The Federalists on the other hand held that a Bill of Rights was unnecessary, particularly since the Federal Government could never raise a standard army powerful enough to overcome the militia. Leading Federalist James Madison wrote:
Let a regular army, fully equal to the resources of the country, be formed; and let it be entirely at the devotion of the federal government; still it would not be going too far to say, that the State governments, with the people on their side, would be able to repel the danger. The highest number to which, according to the best computation, a standing army can be carried in any country, does not exceed one hundredth of the whole number of souls; or one twenty-fifth part of the number able to bear arms. This proportion would not yield, in the United States, an army of more than twenty-five or thirty thousand men. To these would be opposed a militia amounting to near half a million of citizens with arms in their hands, officered by men chosen from among themselves, fighting for their common liberties, and united and conducted by governments possessing their affections and confidence. It may well be doubted, whether a militia thus circumstanced could ever be conquered by such a proportion of regular troops.[8]
Similarly, Federalist Noah Webster wrote:
Tyranny is the exercise of some power over a man, which is not warranted by law, or necessary for the public safety. A people can never be deprived of their liberties, while they retain in their own hands, a power sufficient to any other power in the state.[9]
One example given by Webster of a "power" that the people could resist was that of a standing army:
Another source of power in government is a military force. But this, to be efficient, must be superior to any force that exists among the people, or which they can command; for otherwise this force would be annihilated, on the first exercise of acts of oppression. Before a standing army can rule, the people must be disarmed; as they are in almost every kingdom in Europe. The supreme power in America cannot enforce unjust laws by the sword; because the whole body of the people are armed, and constitute a force superior to any band of regular troops that can be, on any pretence, raised in the United States.[10]

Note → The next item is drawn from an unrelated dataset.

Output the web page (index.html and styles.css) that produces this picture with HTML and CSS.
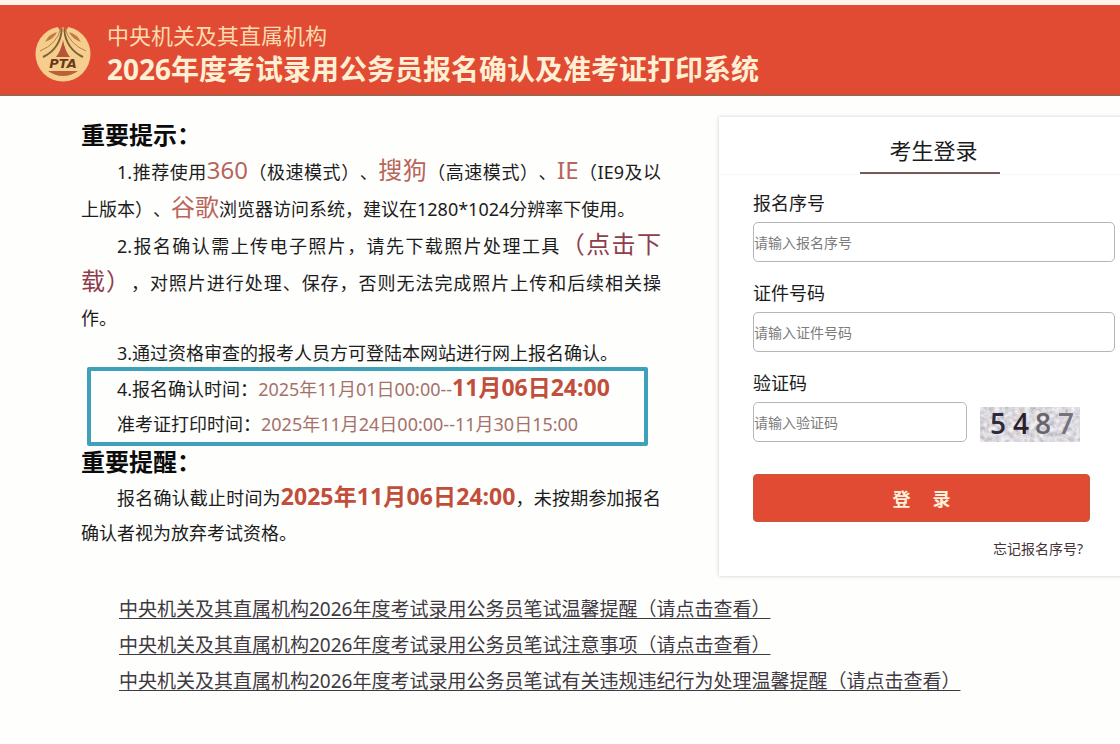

The controversy of a standing army for the United States existed in context of the Continental Forces that had won the American Revolutionary War which consisted of both the standing Continental Army created by the Continental Congress and of State and Militia Units. In opposition, the British Forces consisted of a mixture of the standing British Army, Loyalist Militia, and Hessian mercenaries.
Federalists, on the other hand, believed that federal government must be trusted and that the army and the militias "ought certainly to be under the regulation and at the disposal" of federal government. This belief was fundamentally stated by Alexander Hamilton:
The power of regulating the militia, and of commanding its services in times of insurrection and invasion are natural incidents to the duties of superintending the common defense, and of watching over the internal peace of the Confederacy.[11]
The origin of the Second Amendment also occurred in context of an ongoing debate about "the people" fighting governmental tyranny, (as described by Anti-federalists); or the risk of mob rule of "the people", (as described by the Federalists). These feelings can be seen in the "a force superior" quote of Noah Webster above, and in contrast, when John Adams wrote of his fears about Antifederalists in the ongoing revolution in France:
The State is in critical Circumstances, and have been brought into them by the Heat and Impatience of the People. If nothing will bring them to consideration, I fear they will suffer[12]
Reaching a compromise between these widely disparate positions was not easy, but nonetheless, a compromise was negotiated with the result being the Second Amendment.